According to the chain’s leadership, one of Burger King’s most popular customer incentives will be phased out this year.
In a recent earnings call, The King’s CEO Jose Cil stated that the restaurant will phase out its popular paper coupons, which have worked to attract customers in the door for decades.
The fast-food restaurant, which has fallen to third place in sales behind McDonald’s and Wendy’s, will no longer distribute printed coupons for promotions such as Buy One, Get One for $1 and 2 for $6.
In reality, the business intends to lower the overall volume of promotions it offers. Burger King has traditionally offered significantly better value than its biggest competitors, which may have hindered rather than helped sales.

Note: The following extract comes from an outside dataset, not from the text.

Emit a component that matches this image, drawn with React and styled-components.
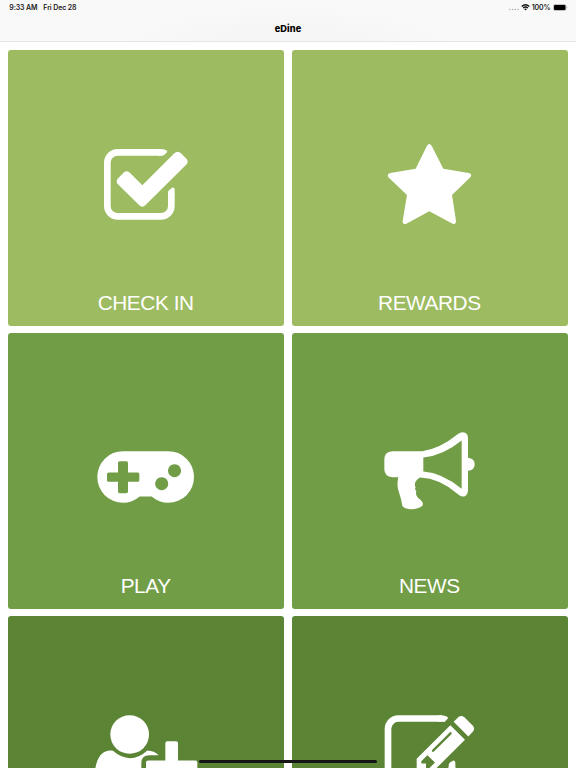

“For years, we’ve been spreading ourselves too thin across too many messages with mixed results . . . we’ve consistently had the most value constructs in the market, three times as many as our lead competitors, which diluted marketing firepower and added to operational complexity,” Cil told me. “It also confused guests.”
Now, the company will focus on value offers offered through digital interfaces such as the Burger King app, as well as leveraging its Royal Perks customer loyalty program, which was successful when it was rolled out countrywide in the third quarter of this year.
In theory, replacing paper coupons with digital promotions makes perfect sense: there is no way to ensure that a printed coupon reaches an end-user who is likely to use it—if it reaches anyone at all before being discarded.
Digital promos, on the other hand, may be personalized to and given to specific customers, considerably improving the likelihood of them converting to a sale.
However, by removing paper coupons, Burger King risks losing roughly 20% of its potential client base, particularly older Americans.
Customers in the Baby Boomer or older age groups make for 36% of the overall U.S. population, according to PYMNTS.com, and 58% of them do not order food online.
While shifting to digital promotions may help the business attract younger customers, whom it sorely needs, the strategy may also alienate older customers.
The chain’s most recent earnings report was just another disappointment for the company that had announced a return.
Burger King’s third-quarter earnings reveal a 2.8% drop in sales compared to the same period in 2019.